GUILLEMOTS and gannets do it. Cormorants and kingfishers do it. Even the tiny insect-eating dipper does it. And if a plan by the Pentagon’s Defense Advanced Research Projects Agency (DARPA) succeeds, a remarkable airplane may one day do it too: plunge beneath the waves to stalk its prey, before re-emerging to fly home.

The DARPA plan, announced in October 2008, calls for a stealthy aircraft that can fly low over the sea until it nears its target, which could be an enemy ship, or a coastal site such as a port. It will then alight on the water and transform itself into a submarine that will cruise under water to within striking distance, all without alerting defences.

That, at least, is the plan. The agency is known for taking on brain-twistingly difficult challenges. So what about DARPA’s dipper? Is it a ridiculous dream? “A few years ago I would have said that this is a silly idea,” says Graham Hawkes, an engineer and submarine designer based in San Francisco. “But I don’t think so any more.”

DARPA, which has a $3 billion annual budget, has begun to study proposed designs. In the next year or so it could begin allocating funding to developers. Though the agency itself is unwilling to comment, Hawkes and others working on rival designs have revealed to New Scientist how they would solve the key problems involved in building a plane that can travel under water – or, to put it another way, a flying submarine.

The challenges are huge, not least because planes and submarines are normally poles apart. Aircraft must be as light as possible to minimise the engine power they need to get airborne. Submarines are heavyweights with massive hulls strong enough to resist crushing forces from the surrounding water. Aircraft use lift from their wings to stay aloft, while submarines operate like underwater balloons, adjusting their buoyancy to sink or rise. So how can engineers balance the conflicting demands? Could a craft be designed to dive into the sea like a gannet? And how will it be propelled – is a jet engine the best solution, both above and below the waves?

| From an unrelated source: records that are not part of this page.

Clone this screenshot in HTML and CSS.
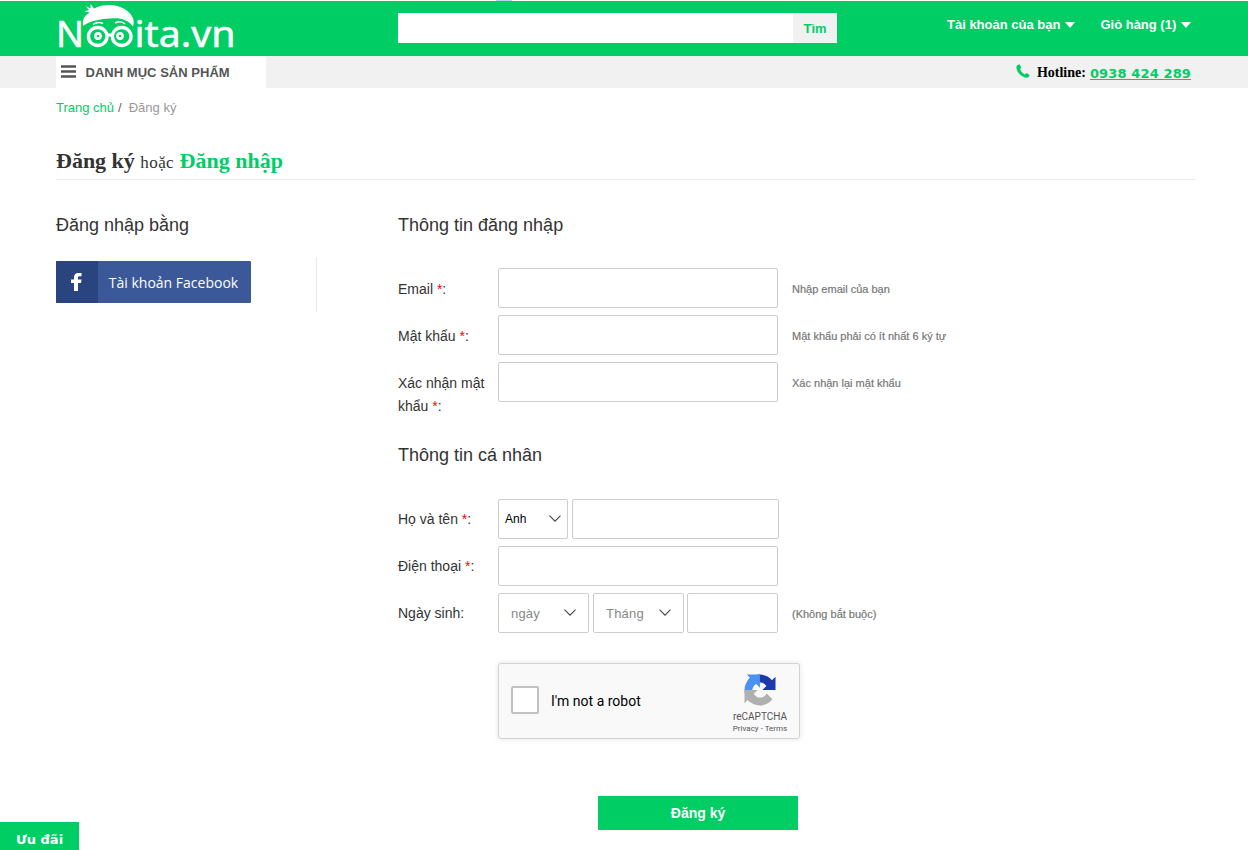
FILE: index.html
```html
<!DOCTYPE html>
<html lang="vi">
<head>
<meta charset="utf-8">
<title>Đăng ký - Nooita.vn</title>
<link rel="stylesheet" href="styles.css">
</head>
<body>
<div class="top-edge"><span class="edge-mark"></span></div>
<header class="header">
  <a class="logo">
    <svg width="182" height="55" viewBox="56 1 182 55">
      <g class="logo-text">
        <text x="56" y="46.500" textLength="28" lengthAdjust="spacingAndGlyphs">N</text>
        <text x="134.500" y="46.500" textLength="101" lengthAdjust="spacingAndGlyphs">ita.vn</text>
      </g>
      <path fill="#fff" d="M83 26C82 19 85 15 90 12.500l-6-1 5-1.500-3.500-4 5 2.500V4l3.500 4.500c12-6 27-4 35 4 5 5 5.500 10 4 14-5-7-13-9-23-8-10 .5-19 2-27 7.500z"/>
      <path fill="none" stroke="#fff" stroke-width="1.400" d="M93 24.500q5-3.500 10-1M115 23q6-3 10 1"/>
      <g fill="none" stroke="#fff">
        <ellipse cx="97.700" cy="36.500" rx="9.300" ry="9" stroke-width="3.400"/><ellipse cx="121.700" cy="36.500" rx="9.300" ry="9" stroke-width="3.400"/>
        <circle cx="98" cy="36" r="2.600" stroke-width="2.600"/><circle cx="120" cy="36" r="2.600" stroke-width="2.600"/>
        <path d="M106 35h7" stroke-width="3"/>
      </g>
    </svg>
  </a>
  <div class="search"><input class="search-input"><button class="search-btn">Tìm</button></div>
  <nav class="account">
    <a><span class="acc-user">Tài khoản của bạn</span><i class="caret"></i></a>
    <a><span class="acc-cart">Giỏ hàng (1)</span><i class="caret"></i></a>
  </nav>
</header>
<div class="subbar">
  <div class="category">
    <svg width="15" height="13" viewBox="0 0 15 13"><path d="M0 1.500h15M0 6.500h15M0 11.500h15" stroke="#555" stroke-width="2.500"/></svg>
    <span>DANH MỤC SẢN PHẨM</span>
  </div>
  <div class="hotline">
    <svg width="14" height="14" viewBox="0 0 14 14"><path fill="#00ce65" d="M3.500.2C1.500.6.300 1.700.400 3.500.800 8.500 5.500 13.200 10.200 13.700c1.900.1 3.200-1 3.400-2.700L10.500 8.900 8.700 10.400C6.700 9.300 5 7.300 4.100 5.200L5.300 3.600z"/></svg>
    <b>Hotline:</b><a>0938 424 289</a>
  </div>
</div>
<main class="page">
  <div class="crumbs"><a>Trang chủ</a><span class="slash">/</span><span class="current">Đăng ký</span></div>
  <h1 class="title"><b>Đăng ký</b><span>hoặc</span><b class="green">Đăng nhập</b></h1>
  <div class="columns">
    <aside class="social">
      <h2>Đăng nhập bằng</h2>
      <div class="social-body">
        <a class="facebook">
          <span class="fb-icon"><svg width="11" height="18" viewBox="0 0 11 18"><path fill="#fff" d="M3 18V10H0V6.600h3V4.500C3 1.500 4.600 0 7.200 0H10.500v3.200H8.600C7.300 3.200 7 3.800 7 4.800v1.800h3.500L10 10H7v8z"/></svg></span>
          <span class="fb-text">Tài khoản Facebook</span>
        </a>
      </div>
    </aside>
    <form class="form">
      <h2>Thông tin đăng nhập</h2>
      <div class="row"><label>Email <em>*</em>:</label><input class="field"><small>Nhập email của bạn</small></div>
      <div class="row"><label>Mật khẩu <em>*</em>:</label><input class="field"><small>Mật khẩu phải có ít nhất 6 ký tự</small></div>
      <div class="row tall"><label>Xác nhận mật khẩu <em>*</em>:</label><input class="field"><small>Xác nhận lại mật khẩu</small></div>
      <h2 class="personal-title">Thông tin cá nhân</h2>
      <div class="row personal"><label>Họ và tên <em>*</em>:</label>
        <div class="select salutation"><span>Anh</span><svg class="chev" viewBox="0 0 12 7"><path d="M.5.7L6 6.200 11.500.7"/></svg></div><input class="field name"></div>
      <div class="row personal"><label>Điện thoại <em>*</em>:</label><input class="field"></div>
      <div class="row personal"><label>Ngày sinh:</label>
        <div class="birth">
          <div class="select date"><span>ngày</span><svg class="chev" viewBox="0 0 12 7"><path d="M.5.7L6 6.200 11.500.7"/></svg></div>
          <div class="select date"><span>Tháng</span><svg class="chev" viewBox="0 0 12 7"><path d="M.5.7L6 6.200 11.500.7"/></svg></div>
          <input class="field year">
        </div><small>(Không bắt buộc)</small></div>
      <div class="captcha">
        <span class="check"></span><span class="robot">I'm not a robot</span>
        <div class="brand">
          <svg width="32" height="32" viewBox="-1 -1 66 66">
            <path fill="#1c3aa9" d="M64 31.955l-.013-1.370V4.687l-7.160 7.160C50.967 4.674 42.033.093 32.030.093c-10.408 0-19.656 4.960-25.497 12.642l11.736 11.860a15.550 15.550 0 0 1 4.754-5.334c2.050-1.600 4.952-2.906 9.008-2.906.490 0 .868.057 1.146.165 5.025.397 9.380 3.170 11.945 7.194l-8.307 8.307L64 31.953"/>
            <path fill="#4a90f5" d="M31.862.094l-1.370.013H4.594l7.160 7.160C4.580 13.147 0 22.080 0 32.083c0 10.408 4.960 19.656 12.642 25.497l11.860-11.736a15.550 15.550 0 0 1-5.334-4.754c-1.600-2.050-2.906-4.952-2.906-9.008 0-.490.057-.868.165-1.146.397-5.025 3.170-9.380 7.194-11.945l8.307 8.307-.066-27.204"/>
            <path fill="#b0b0b0" d="M.001 32.045l.013 1.370v25.898l7.160-7.160c5.860 7.173 14.794 11.754 24.798 11.754 10.408 0 19.656-4.960 25.497-12.642l-11.736-11.860a15.550 15.550 0 0 1-4.754 5.334c-2.050 1.600-4.952 2.906-9.008 2.906-.490 0-.868-.057-1.146-.165-5.025-.397-9.380-3.170-11.945-7.194l8.307-8.307-27.204.066"/>
          </svg>
          <span class="re">reCAPTCHA</span><span class="privacy">Privacy - Terms</span>
        </div>
      </div>
      <button class="submit" type="button">Đăng ký</button>
    </form>
  </div>
</main>
<a class="offer">Ưu đãi</a>
</body>
</html>
```
FILE: styles.css
```css
* { box-sizing: border-box; }
body { margin: 0; height: 850px; overflow: hidden; background: #fff; font-family: "Liberation Sans", Arial, sans-serif; color: #333; }
input, button { font: inherit; border: 0; margin: 0; padding: 0; border-radius: 0; }
.top-edge { height: 1px; padding-left: 496px; }
.edge-mark { display: block; width: 16px; height: 1px; background: #add8e6; }
.header { height: 55px; background: #00ce65; padding: 0 56px; display: flex; align-items: flex-start; }
.logo { width: 342px; height: 55px; }
.logo svg { display: block; overflow: visible; }
.logo-text { font-family: "Noto Sans", sans-serif; font-size: 37px; fill: #fff; stroke: #fff; stroke-width: .5px; }
.search { display: flex; width: 439px; height: 30px; margin-top: 12px; }
.search-input { width: 395px; background: #fff; }
.search-btn { width: 44px; background: #f1f1f1; color: #00ce65; font-size: 13px; font-weight: bold; }
.account { display: flex; gap: 25px; margin: 16px 0 0 110px; font-size: 13px; font-weight: bold; line-height: 16px; color: #fff; white-space: nowrap; }
.account a { display: flex; align-items: center; gap: 5px; }
.caret { border: 5.500px solid transparent; border-top: 6px solid #fff; border-bottom: 0; }
.subbar { height: 32px; background: #f1f1f1; padding: 0 57px 0 56px; display: flex; justify-content: space-between; }
.category { width: 210px; padding: 0 0 2px 5px; background: #fff; display: flex; align-items: center; gap: 9.500px; font-size: 13px; font-weight: bold; color: #555; white-space: nowrap; }
.category span { padding-top: 2px; letter-spacing: .03px; }
.hotline { display: flex; align-items: center; font-size: 14px; color: #000; }
.hotline svg { margin: 0 7px 2px 0; }
.hotline b { font-family: "Liberation Serif", serif; margin-right: 4px; padding-top: 2px; }
.hotline a { font: bold 13px "DejaVu Sans", sans-serif; color: #00ce65; text-decoration: underline; padding-top: 2px; letter-spacing: .13px; }
.page { padding: 0 52px 0 56px; }
.crumbs { height: 38px; padding-top: 10px; font-size: 13px; line-height: 19px; color: #999; }
.crumbs a { color: #00ce65; }
.slash { color: #666; margin: 0 7px 0 4px; }
.title { height: 54px; margin: 0; border-bottom: 1px solid #ebebeb; font: 22px/26px "Liberation Serif", serif; padding-top: 22px; display: flex; align-items: baseline; gap: 5.500px; white-space: nowrap; }
.title span { font-size: 17px; letter-spacing: .4px; }
.green { color: #00ce65; }
.columns { display: flex; }
.social { width: 342px; }
h2 { font-size: 18px; font-weight: normal; line-height: 24px; height: 55px; margin: 0; white-space: nowrap; }
.social h2, .form h2:first-child { margin-top: 33px; }
.social h2 { height: 44px; }
.personal-title { height: 56px; }
.social-body { width: 261px; height: 55px; padding-top: 4px; border-right: 1px solid #e8e8e8; }
.facebook { display: flex; width: 195px; height: 42px; background: #3b5998; color: #fff; border-radius: 1px; overflow: hidden; }
.fb-icon { width: 42px; background: #29447e; display: flex; align-items: center; justify-content: center; padding-right: 2px; }
.fb-text { flex: 1; text-align: center; padding-right: 2px; line-height: 43px; font-family: "Open Sans", sans-serif; font-size: 14px; white-space: nowrap; }
.row { display: flex; height: 47px; font-size: 14px; white-space: nowrap; }
.row label { width: 100px; padding: 10px 10px 0 0; line-height: 23px; white-space: normal; }
.row em { color: red; font-style: normal; }
.row small { font-size: 11px; color: #777; margin-left: 14px; line-height: 42px; -webkit-text-stroke: .2px #777; }
.row.tall { height: 81px; }
.row.personal label { padding-top: 9px; }
.field { width: 280px; height: 40px; border: 1px solid #d0cccc; border-radius: 2px; background: #fff; }
.select { height: 40px; border: 1px solid #d0cccc; border-radius: 2px; display: flex; align-items: center; justify-content: space-between; }
.chev { width: 12px; height: 7px; margin-bottom: 2px; fill: none; stroke: #444; stroke-width: 1.100; }
.salutation { width: 70px; padding: 0 6px; margin-right: 4px; font-size: 12px; color: #000; }
.name { width: 207px; }
.birth { display: flex; width: 280px; }
.date { width: 91px; margin-right: 4px; padding: 0 12px; font-size: 13px; color: #888; letter-spacing: .2px; }
.date + .date { margin-right: 3px; }
.year { width: 91px; }
.captcha { width: 302px; height: 76px; margin: 23px 0 0 100px; padding: 0 11px 0 12px; display: flex; align-items: center; border: 1px solid #d3d3d3; border-radius: 3px; background: #f9f9f9; box-shadow: 0 0 4px 1px rgba(0,0,0,.08); }
.check { width: 28px; height: 28px; border: 2px solid #c1c1c1; border-radius: 2px; background: #fff; margin: -2px 12px 0 0; }
.robot { font-family: Roboto, sans-serif; font-size: 14px; color: #000; }
.brand { width: 56px; margin-left: auto; padding-top: 6px; display: flex; flex-direction: column; align-items: center; font-family: Roboto, sans-serif; color: #555; white-space: nowrap; }
.re { font-size: 10px; line-height: 12px; margin-top: 5px; }
.privacy { font-size: 8px; line-height: 10px; margin-top: 1px; }
.submit { display: block; width: 200px; height: 34px; margin: 57px 0 0 200px; background: #00ce65; color: #fff; font-size: 14px; font-weight: bold; }
.offer { position: fixed; left: 0; bottom: 0; width: 79px; height: 28px; background: #00ce65; color: #fff; text-align: center; font: bold 13px/35px "DejaVu Sans", sans-serif; }
```
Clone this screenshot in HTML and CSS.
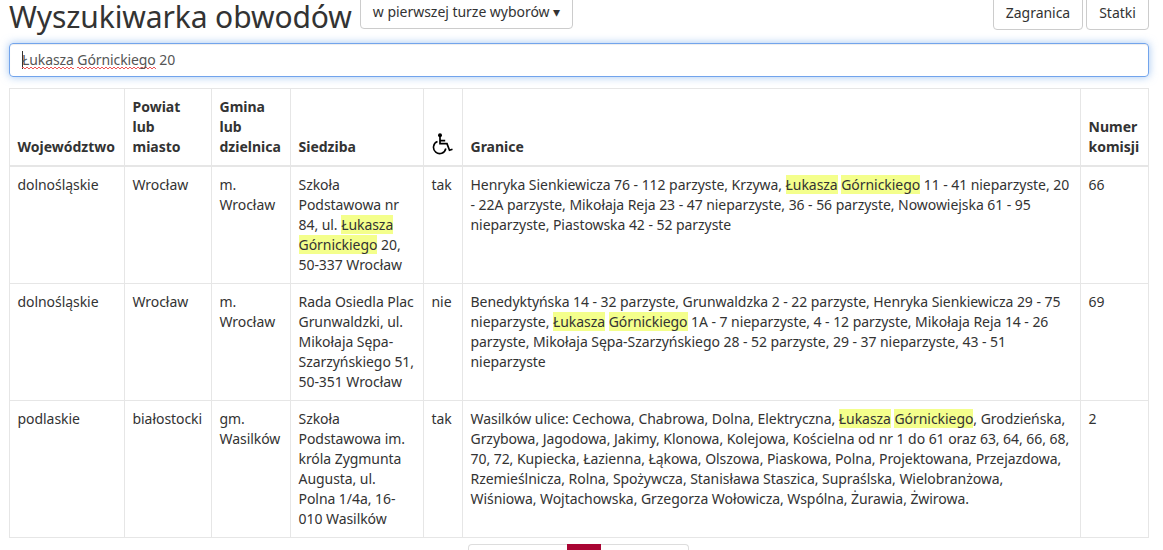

“Aircraft must be light to minimise the power needed to get airborne, while subs need massive hulls to resist crushing”

According to Norman Polmar, former adviser on naval strategy and technology to the US government, the starting point must be to find a way to make an aircraft that can sink in water. “Submarines cannot fly,” he says, “but seaplanes can submerge.” This was the thinking behind what was probably the first stab at a flying submarine. In 1934 Boris Petrovich Ushakov, a student engineer at a Soviet military academy, devised a flying underwater boat – a three-engined floatplane designed to scout out enemy ships and then ambush them. Ushakov envisaged his craft flying ahead of the target, landing on the sea and then flooding its fuselage so that it could lie in wait beneath the surface and torpedo the ships as they sailed past. Ushakov submitted his radical design, which included a conning tower and periscope, to senior officers in 1936. But the concept was never put into practice, being deemed too heavy to be effective.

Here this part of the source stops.